> _LISTED RECORDS_
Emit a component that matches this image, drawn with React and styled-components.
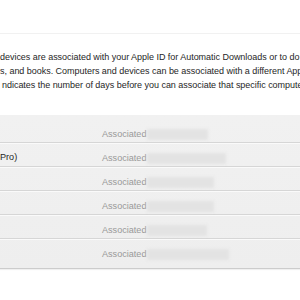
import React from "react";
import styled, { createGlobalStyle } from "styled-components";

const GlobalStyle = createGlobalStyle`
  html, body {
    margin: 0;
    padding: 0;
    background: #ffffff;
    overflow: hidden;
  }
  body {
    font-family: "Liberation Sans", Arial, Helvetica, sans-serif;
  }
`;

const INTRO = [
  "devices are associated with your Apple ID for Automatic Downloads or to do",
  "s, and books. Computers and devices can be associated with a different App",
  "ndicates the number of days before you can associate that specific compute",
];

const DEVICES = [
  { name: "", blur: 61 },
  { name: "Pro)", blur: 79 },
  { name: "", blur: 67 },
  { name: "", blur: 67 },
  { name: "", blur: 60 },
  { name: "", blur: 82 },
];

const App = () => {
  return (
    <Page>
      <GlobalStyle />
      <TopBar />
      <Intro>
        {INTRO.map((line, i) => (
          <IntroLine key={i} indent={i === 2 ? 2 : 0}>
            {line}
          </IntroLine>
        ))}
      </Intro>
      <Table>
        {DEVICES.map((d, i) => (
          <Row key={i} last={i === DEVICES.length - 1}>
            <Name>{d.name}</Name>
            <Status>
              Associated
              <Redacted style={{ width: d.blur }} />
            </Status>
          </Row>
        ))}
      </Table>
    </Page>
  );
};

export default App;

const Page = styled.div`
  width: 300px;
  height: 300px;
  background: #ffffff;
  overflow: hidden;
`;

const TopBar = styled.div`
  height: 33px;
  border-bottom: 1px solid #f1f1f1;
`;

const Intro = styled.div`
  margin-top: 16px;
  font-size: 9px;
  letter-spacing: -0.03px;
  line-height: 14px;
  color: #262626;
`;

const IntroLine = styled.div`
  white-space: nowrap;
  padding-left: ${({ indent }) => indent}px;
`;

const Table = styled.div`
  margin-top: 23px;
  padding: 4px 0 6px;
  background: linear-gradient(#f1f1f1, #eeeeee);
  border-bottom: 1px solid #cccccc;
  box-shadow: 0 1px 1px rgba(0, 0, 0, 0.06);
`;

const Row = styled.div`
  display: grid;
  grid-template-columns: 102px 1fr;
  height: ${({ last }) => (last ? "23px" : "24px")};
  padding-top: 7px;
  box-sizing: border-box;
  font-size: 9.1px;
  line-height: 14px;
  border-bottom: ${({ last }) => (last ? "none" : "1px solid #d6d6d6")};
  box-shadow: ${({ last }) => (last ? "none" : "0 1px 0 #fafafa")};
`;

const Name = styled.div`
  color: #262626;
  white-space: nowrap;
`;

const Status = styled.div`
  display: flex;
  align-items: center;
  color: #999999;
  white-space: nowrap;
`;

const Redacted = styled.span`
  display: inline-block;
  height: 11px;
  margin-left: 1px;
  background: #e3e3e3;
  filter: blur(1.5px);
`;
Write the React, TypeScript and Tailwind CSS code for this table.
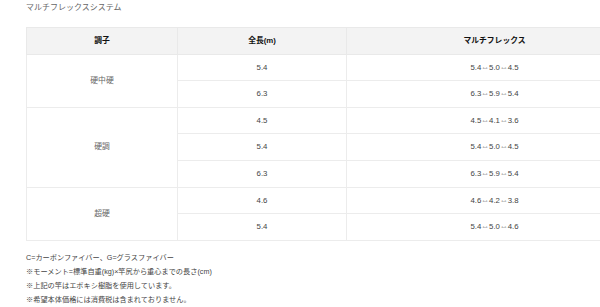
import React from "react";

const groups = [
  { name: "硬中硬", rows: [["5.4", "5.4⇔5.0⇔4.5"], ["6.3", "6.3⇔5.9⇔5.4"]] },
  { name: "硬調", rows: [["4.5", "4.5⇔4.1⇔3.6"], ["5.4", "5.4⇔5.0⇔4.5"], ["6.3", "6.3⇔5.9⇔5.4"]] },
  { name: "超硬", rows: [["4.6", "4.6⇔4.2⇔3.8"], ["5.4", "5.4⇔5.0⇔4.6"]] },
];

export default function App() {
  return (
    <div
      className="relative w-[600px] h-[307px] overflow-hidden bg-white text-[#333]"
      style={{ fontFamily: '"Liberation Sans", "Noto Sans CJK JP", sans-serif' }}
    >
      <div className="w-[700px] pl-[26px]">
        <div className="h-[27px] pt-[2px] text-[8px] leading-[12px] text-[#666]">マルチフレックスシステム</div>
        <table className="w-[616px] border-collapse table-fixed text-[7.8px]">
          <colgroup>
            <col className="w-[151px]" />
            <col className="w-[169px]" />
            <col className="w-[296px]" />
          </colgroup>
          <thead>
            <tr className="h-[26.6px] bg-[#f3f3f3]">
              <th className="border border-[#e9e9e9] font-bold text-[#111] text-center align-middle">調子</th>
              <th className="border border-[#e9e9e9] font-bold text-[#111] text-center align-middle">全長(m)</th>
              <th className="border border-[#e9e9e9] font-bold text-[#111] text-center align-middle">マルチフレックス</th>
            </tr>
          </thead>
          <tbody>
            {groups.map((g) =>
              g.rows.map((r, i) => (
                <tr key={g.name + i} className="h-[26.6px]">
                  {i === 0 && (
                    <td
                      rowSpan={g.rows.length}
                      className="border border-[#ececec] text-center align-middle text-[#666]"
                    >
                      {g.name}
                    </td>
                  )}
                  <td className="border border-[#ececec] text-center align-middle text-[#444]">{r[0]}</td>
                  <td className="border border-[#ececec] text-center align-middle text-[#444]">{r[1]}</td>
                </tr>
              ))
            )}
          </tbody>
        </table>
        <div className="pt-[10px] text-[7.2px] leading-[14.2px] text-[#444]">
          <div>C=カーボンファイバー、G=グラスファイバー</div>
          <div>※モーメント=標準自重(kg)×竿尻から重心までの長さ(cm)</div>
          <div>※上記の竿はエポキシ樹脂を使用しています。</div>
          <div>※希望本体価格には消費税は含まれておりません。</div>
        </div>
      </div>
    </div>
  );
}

> _WRITTEN INSTRUCTION_
Return the listing above word for word, with the pictures removed.

> _SOLUTION TO THIS EXERCISE_
Emit a component that matches this image, drawn with React and styled-components.
import React from "react";
import styled, { createGlobalStyle } from "styled-components";

const GlobalStyle = createGlobalStyle`
  html, body {
    margin: 0;
    padding: 0;
    background: #ffffff;
    overflow: hidden;
  }
  body {
    font-family: "Liberation Sans", Arial, Helvetica, sans-serif;
  }
`;

const INTRO = [
  "devices are associated with your Apple ID for Automatic Downloads or to do",
  "s, and books. Computers and devices can be associated with a different App",
  "ndicates the number of days before you can associate that specific compute",
];

const DEVICES = [
  { name: "", blur: 61 },
  { name: "Pro)", blur: 79 },
  { name: "", blur: 67 },
  { name: "", blur: 67 },
  { name: "", blur: 60 },
  { name: "", blur: 82 },
];

const App = () => {
  return (
    <Page>
      <GlobalStyle />
      <TopBar />
      <Intro>
        {INTRO.map((line, i) => (
          <IntroLine key={i} indent={i === 2 ? 2 : 0}>
            {line}
          </IntroLine>
        ))}
      </Intro>
      <Table>
        {DEVICES.map((d, i) => (
          <Row key={i} last={i === DEVICES.length - 1}>
            <Name>{d.name}</Name>
            <Status>
              Associated
              <Redacted style={{ width: d.blur }} />
            </Status>
          </Row>
        ))}
      </Table>
    </Page>
  );
};

export default App;

const Page = styled.div`
  width: 300px;
  height: 300px;
  background: #ffffff;
  overflow: hidden;
`;

const TopBar = styled.div`
  height: 33px;
  border-bottom: 1px solid #f1f1f1;
`;

const Intro = styled.div`
  margin-top: 16px;
  font-size: 9px;
  letter-spacing: -0.03px;
  line-height: 14px;
  color: #262626;
`;

const IntroLine = styled.div`
  white-space: nowrap;
  padding-left: ${({ indent }) => indent}px;
`;

const Table = styled.div`
  margin-top: 23px;
  padding: 4px 0 6px;
  background: linear-gradient(#f1f1f1, #eeeeee);
  border-bottom: 1px solid #cccccc;
  box-shadow: 0 1px 1px rgba(0, 0, 0, 0.06);
`;

const Row = styled.div`
  display: grid;
  grid-template-columns: 102px 1fr;
  height: ${({ last }) => (last ? "23px" : "24px")};
  padding-top: 7px;
  box-sizing: border-box;
  font-size: 9.1px;
  line-height: 14px;
  border-bottom: ${({ last }) => (last ? "none" : "1px solid #d6d6d6")};
  box-shadow: ${({ last }) => (last ? "none" : "0 1px 0 #fafafa")};
`;

const Name = styled.div`
  color: #262626;
  white-space: nowrap;
`;

const Status = styled.div`
  display: flex;
  align-items: center;
  color: #999999;
  white-space: nowrap;
`;

const Redacted = styled.span`
  display: inline-block;
  height: 11px;
  margin-left: 1px;
  background: #e3e3e3;
  filter: blur(1.5px);
`;
Write the React, TypeScript and Tailwind CSS code for this table.
import React from "react";

const groups = [
  { name: "硬中硬", rows: [["5.4", "5.4⇔5.0⇔4.5"], ["6.3", "6.3⇔5.9⇔5.4"]] },
  { name: "硬調", rows: [["4.5", "4.5⇔4.1⇔3.6"], ["5.4", "5.4⇔5.0⇔4.5"], ["6.3", "6.3⇔5.9⇔5.4"]] },
  { name: "超硬", rows: [["4.6", "4.6⇔4.2⇔3.8"], ["5.4", "5.4⇔5.0⇔4.6"]] },
];

export default function App() {
  return (
    <div
      className="relative w-[600px] h-[307px] overflow-hidden bg-white text-[#333]"
      style={{ fontFamily: '"Liberation Sans", "Noto Sans CJK JP", sans-serif' }}
    >
      <div className="w-[700px] pl-[26px]">
        <div className="h-[27px] pt-[2px] text-[8px] leading-[12px] text-[#666]">マルチフレックスシステム</div>
        <table className="w-[616px] border-collapse table-fixed text-[7.8px]">
          <colgroup>
            <col className="w-[151px]" />
            <col className="w-[169px]" />
            <col className="w-[296px]" />
          </colgroup>
          <thead>
            <tr className="h-[26.6px] bg-[#f3f3f3]">
              <th className="border border-[#e9e9e9] font-bold text-[#111] text-center align-middle">調子</th>
              <th className="border border-[#e9e9e9] font-bold text-[#111] text-center align-middle">全長(m)</th>
              <th className="border border-[#e9e9e9] font-bold text-[#111] text-center align-middle">マルチフレックス</th>
            </tr>
          </thead>
          <tbody>
            {groups.map((g) =>
              g.rows.map((r, i) => (
                <tr key={g.name + i} className="h-[26.6px]">
                  {i === 0 && (
                    <td
                      rowSpan={g.rows.length}
                      className="border border-[#ececec] text-center align-middle text-[#666]"
                    >
                      {g.name}
                    </td>
                  )}
                  <td className="border border-[#ececec] text-center align-middle text-[#444]">{r[0]}</td>
                  <td className="border border-[#ececec] text-center align-middle text-[#444]">{r[1]}</td>
                </tr>
              ))
            )}
          </tbody>
        </table>
        <div className="pt-[10px] text-[7.2px] leading-[14.2px] text-[#444]">
          <div>C=カーボンファイバー、G=グラスファイバー</div>
          <div>※モーメント=標準自重(kg)×竿尻から重心までの長さ(cm)</div>
          <div>※上記の竿はエポキシ樹脂を使用しています。</div>
          <div>※希望本体価格には消費税は含まれておりません。</div>
        </div>
      </div>
    </div>
  );
}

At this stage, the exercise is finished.